# [Dataset section]

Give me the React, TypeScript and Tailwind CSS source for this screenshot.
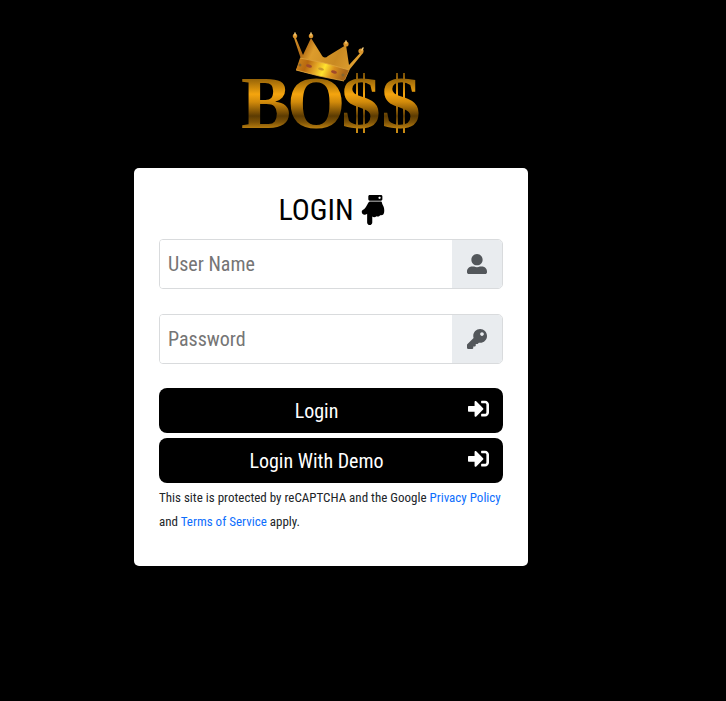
import React, { useState } from 'react';
import { FaHandPointDown, FaKey, FaSignInAlt, FaUserAlt } from 'react-icons/fa';

const BossLogo: React.FC = () => (
  <svg width="180" height="124" viewBox="0 0 180 124" role="img" aria-label="BO$$">
    <defs>
      <linearGradient id="gold" gradientUnits="userSpaceOnUse" x1="0" y1="46" x2="0" y2="102">
        <stop offset="0" stopColor="#7d5206" />
        <stop offset="0.14" stopColor="#a87009" />
        <stop offset="0.36" stopColor="#f5a50e" />
        <stop offset="0.5" stopColor="#d18a0b" />
        <stop offset="0.75" stopColor="#5c3b02" />
        <stop offset="0.86" stopColor="#7d5206" />
        <stop offset="1" stopColor="#c98a12" />
      </linearGradient>
      <linearGradient id="crown" x1="0" y1="0" x2="1" y2="0.3">
        <stop offset="0" stopColor="#d8942a" />
        <stop offset="0.2" stopColor="#b06a14" />
        <stop offset="0.34" stopColor="#dd9c2c" />
        <stop offset="0.7" stopColor="#c98a22" />
        <stop offset="1" stopColor="#e0a030" />
      </linearGradient>
      <linearGradient id="band" x1="0" y1="0" x2="1" y2="0.2">
        <stop offset="0" stopColor="#d08a1e" />
        <stop offset="0.25" stopColor="#b8690f" />
        <stop offset="0.42" stopColor="#e0a024" />
        <stop offset="0.6" stopColor="#ffe32e" />
        <stop offset="0.78" stopColor="#d98f1d" />
        <stop offset="1" stopColor="#a8661a" />
      </linearGradient>
    </defs>
    <g fill="url(#gold)" fontFamily="'Liberation Serif', serif" fontWeight="700" fontSize="75">
      <text x="0 46 99 139" y="100">BOSS</text>
    </g>
    <g fill="url(#gold)">
      <path d="M115 45h2v60h-2zM122 45h2v60h-2zM155 45h2v60h-2zM162 45h2v60h-2z" />
    </g>
    <path d="M55 42 L60 31 L53 10 L55 10 L62 27 L70 10 L80 26 Q83 32 87 28 L105 17 L108 37 L120 24 L122 25 L109 41 L104 52 Q79 49 55 42Z" fill="url(#crown)" />
    <path d="M59 30 Q83 34 108 42 L103 53 Q79 49 55 42Z" fill="url(#band)" />
    <path d="M59 30 Q83 34 108 42M55 42 Q79 49 103 53" fill="none" stroke="#e0a43c" strokeWidth="0.8" />
    <g fill="#d9942c">
      <circle cx="54" cy="8" r="2.3" />
      <circle cx="70" cy="8" r="2.3" />
      <circle cx="105" cy="16" r="2.6" />
      <circle cx="120" cy="23" r="2.6" />
    </g>
    <g stroke="#f7cf7d" strokeWidth="1.5" strokeLinecap="round">
      <path d="M54 5v2M70 5v2M105 13v2M122 20l-1 2" />
    </g>
    <ellipse cx="68" cy="38" rx="3" ry="1.6" fill="#a04a2c" transform="rotate(14 68 38)" />
    <ellipse cx="80" cy="41" rx="3" ry="1.4" fill="#c99a2c" transform="rotate(14 80 41)" />
    <ellipse cx="93" cy="44" rx="3" ry="1.6" fill="#a04a2c" transform="rotate(14 93 44)" />
    <circle cx="59" cy="37" r="1.5" fill="#85652f" />
    <circle cx="102" cy="47" r="1.5" fill="#85652f" />
  </svg>
);

interface FieldProps {
  id: string;
  type: string;
  label: string;
  value: string;
  onChange: (value: string) => void;
  icon: React.ReactNode;
}

const Field: React.FC<FieldProps> = ({ id, type, label, value, onChange, icon }) => (
  <div className="flex overflow-hidden rounded-sm rounded-r-[5px] border border-[#d9dbdd]">
    <input
      id={id}
      type={type}
      placeholder={label}
      value={value}
      onChange={(e) => onChange(e.target.value)}
      className="h-12 min-w-0 flex-1 bg-white px-2 text-xl text-gray-800 outline-none placeholder:text-[#757575]"
    />
    <label htmlFor={id} aria-label={label} className="flex w-[50px] items-center justify-center bg-[#e9ecef] text-[#53575b]">
      {icon}
    </label>
  </div>
);

const ActionButton: React.FC<{ type: 'submit' | 'button'; children: React.ReactNode }> = ({ type, children }) => (
  <button type={type} className="flex h-[45px] w-full items-center rounded-lg bg-black pr-3.5 pl-1.5 text-xl text-white">
    <span className="flex-1 text-center">{children}</span>
    <FaSignInAlt size={21} className="mb-1" />
  </button>
);

const App: React.FC = () => {
  const [userName, setUserName] = useState('');
  const [password, setPassword] = useState('');

  return (
    <main className="flex min-h-screen flex-col items-center bg-black pt-7 pr-16 font-['Roboto_Condensed',Roboto,sans-serif]">
      <BossLogo />
      <section className="mt-4 w-full max-w-[394px] rounded-[5px] bg-white px-[25px] pt-6 pb-8">
        <h1 className="mb-[11px] flex items-center justify-center gap-1 pl-1 text-3xl leading-9 text-black">
          LOGIN <FaHandPointDown size={30} />
        </h1>
        <form onSubmit={(e) => e.preventDefault()}>
          <div className="mb-6 space-y-[25px]">
            <Field id="username" type="text" label="User Name" value={userName} onChange={setUserName} icon={<FaUserAlt size={20} />} />
            <Field id="password" type="password" label="Password" value={password} onChange={setPassword} icon={<FaKey size={20} />} />
          </div>
          <div className="space-y-[5px]">
            <ActionButton type="submit">Login</ActionButton>
            <ActionButton type="button">Login With Demo</ActionButton>
          </div>
        </form>
        <p className="mt-[3px] text-[13px] leading-6 text-[#212529]">
          This site is protected by reCAPTCHA and the Google{' '}
          <a href="#privacy" className="text-[#0d6efd]">Privacy Policy</a> and{' '}
          <a href="#terms" className="text-[#0d6efd]">Terms of Service</a> apply.
        </p>
      </section>
    </main>
  );
};

export default App;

# [Task statement]
Write the lines above out again exactly, without any of their pictures.

# [Result for this exercise]
Give me the React, TypeScript and Tailwind CSS source for this screenshot.
import React, { useState } from 'react';
import { FaHandPointDown, FaKey, FaSignInAlt, FaUserAlt } from 'react-icons/fa';

const BossLogo: React.FC = () => (
  <svg width="180" height="124" viewBox="0 0 180 124" role="img" aria-label="BO$$">
    <defs>
      <linearGradient id="gold" gradientUnits="userSpaceOnUse" x1="0" y1="46" x2="0" y2="102">
        <stop offset="0" stopColor="#7d5206" />
        <stop offset="0.14" stopColor="#a87009" />
        <stop offset="0.36" stopColor="#f5a50e" />
        <stop offset="0.5" stopColor="#d18a0b" />
        <stop offset="0.75" stopColor="#5c3b02" />
        <stop offset="0.86" stopColor="#7d5206" />
        <stop offset="1" stopColor="#c98a12" />
      </linearGradient>
      <linearGradient id="crown" x1="0" y1="0" x2="1" y2="0.3">
        <stop offset="0" stopColor="#d8942a" />
        <stop offset="0.2" stopColor="#b06a14" />
        <stop offset="0.34" stopColor="#dd9c2c" />
        <stop offset="0.7" stopColor="#c98a22" />
        <stop offset="1" stopColor="#e0a030" />
      </linearGradient>
      <linearGradient id="band" x1="0" y1="0" x2="1" y2="0.2">
        <stop offset="0" stopColor="#d08a1e" />
        <stop offset="0.25" stopColor="#b8690f" />
        <stop offset="0.42" stopColor="#e0a024" />
        <stop offset="0.6" stopColor="#ffe32e" />
        <stop offset="0.78" stopColor="#d98f1d" />
        <stop offset="1" stopColor="#a8661a" />
      </linearGradient>
    </defs>
    <g fill="url(#gold)" fontFamily="'Liberation Serif', serif" fontWeight="700" fontSize="75">
      <text x="0 46 99 139" y="100">BOSS</text>
    </g>
    <g fill="url(#gold)">
      <path d="M115 45h2v60h-2zM122 45h2v60h-2zM155 45h2v60h-2zM162 45h2v60h-2z" />
    </g>
    <path d="M55 42 L60 31 L53 10 L55 10 L62 27 L70 10 L80 26 Q83 32 87 28 L105 17 L108 37 L120 24 L122 25 L109 41 L104 52 Q79 49 55 42Z" fill="url(#crown)" />
    <path d="M59 30 Q83 34 108 42 L103 53 Q79 49 55 42Z" fill="url(#band)" />
    <path d="M59 30 Q83 34 108 42M55 42 Q79 49 103 53" fill="none" stroke="#e0a43c" strokeWidth="0.8" />
    <g fill="#d9942c">
      <circle cx="54" cy="8" r="2.3" />
      <circle cx="70" cy="8" r="2.3" />
      <circle cx="105" cy="16" r="2.6" />
      <circle cx="120" cy="23" r="2.6" />
    </g>
    <g stroke="#f7cf7d" strokeWidth="1.5" strokeLinecap="round">
      <path d="M54 5v2M70 5v2M105 13v2M122 20l-1 2" />
    </g>
    <ellipse cx="68" cy="38" rx="3" ry="1.6" fill="#a04a2c" transform="rotate(14 68 38)" />
    <ellipse cx="80" cy="41" rx="3" ry="1.4" fill="#c99a2c" transform="rotate(14 80 41)" />
    <ellipse cx="93" cy="44" rx="3" ry="1.6" fill="#a04a2c" transform="rotate(14 93 44)" />
    <circle cx="59" cy="37" r="1.5" fill="#85652f" />
    <circle cx="102" cy="47" r="1.5" fill="#85652f" />
  </svg>
);

interface FieldProps {
  id: string;
  type: string;
  label: string;
  value: string;
  onChange: (value: string) => void;
  icon: React.ReactNode;
}

const Field: React.FC<FieldProps> = ({ id, type, label, value, onChange, icon }) => (
  <div className="flex overflow-hidden rounded-sm rounded-r-[5px] border border-[#d9dbdd]">
    <input
      id={id}
      type={type}
      placeholder={label}
      value={value}
      onChange={(e) => onChange(e.target.value)}
      className="h-12 min-w-0 flex-1 bg-white px-2 text-xl text-gray-800 outline-none placeholder:text-[#757575]"
    />
    <label htmlFor={id} aria-label={label} className="flex w-[50px] items-center justify-center bg-[#e9ecef] text-[#53575b]">
      {icon}
    </label>
  </div>
);

const ActionButton: React.FC<{ type: 'submit' | 'button'; children: React.ReactNode }> = ({ type, children }) => (
  <button type={type} className="flex h-[45px] w-full items-center rounded-lg bg-black pr-3.5 pl-1.5 text-xl text-white">
    <span className="flex-1 text-center">{children}</span>
    <FaSignInAlt size={21} className="mb-1" />
  </button>
);

const App: React.FC = () => {
  const [userName, setUserName] = useState('');
  const [password, setPassword] = useState('');

  return (
    <main className="flex min-h-screen flex-col items-center bg-black pt-7 pr-16 font-['Roboto_Condensed',Roboto,sans-serif]">
      <BossLogo />
      <section className="mt-4 w-full max-w-[394px] rounded-[5px] bg-white px-[25px] pt-6 pb-8">
        <h1 className="mb-[11px] flex items-center justify-center gap-1 pl-1 text-3xl leading-9 text-black">
          LOGIN <FaHandPointDown size={30} />
        </h1>
        <form onSubmit={(e) => e.preventDefault()}>
          <div className="mb-6 space-y-[25px]">
            <Field id="username" type="text" label="User Name" value={userName} onChange={setUserName} icon={<FaUserAlt size={20} />} />
            <Field id="password" type="password" label="Password" value={password} onChange={setPassword} icon={<FaKey size={20} />} />
          </div>
          <div className="space-y-[5px]">
            <ActionButton type="submit">Login</ActionButton>
            <ActionButton type="button">Login With Demo</ActionButton>
          </div>
        </form>
        <p className="mt-[3px] text-[13px] leading-6 text-[#212529]">
          This site is protected by reCAPTCHA and the Google{' '}
          <a href="#privacy" className="text-[#0d6efd]">Privacy Policy</a> and{' '}
          <a href="#terms" className="text-[#0d6efd]">Terms of Service</a> apply.
        </p>
      </section>
    </main>
  );
};

export default App;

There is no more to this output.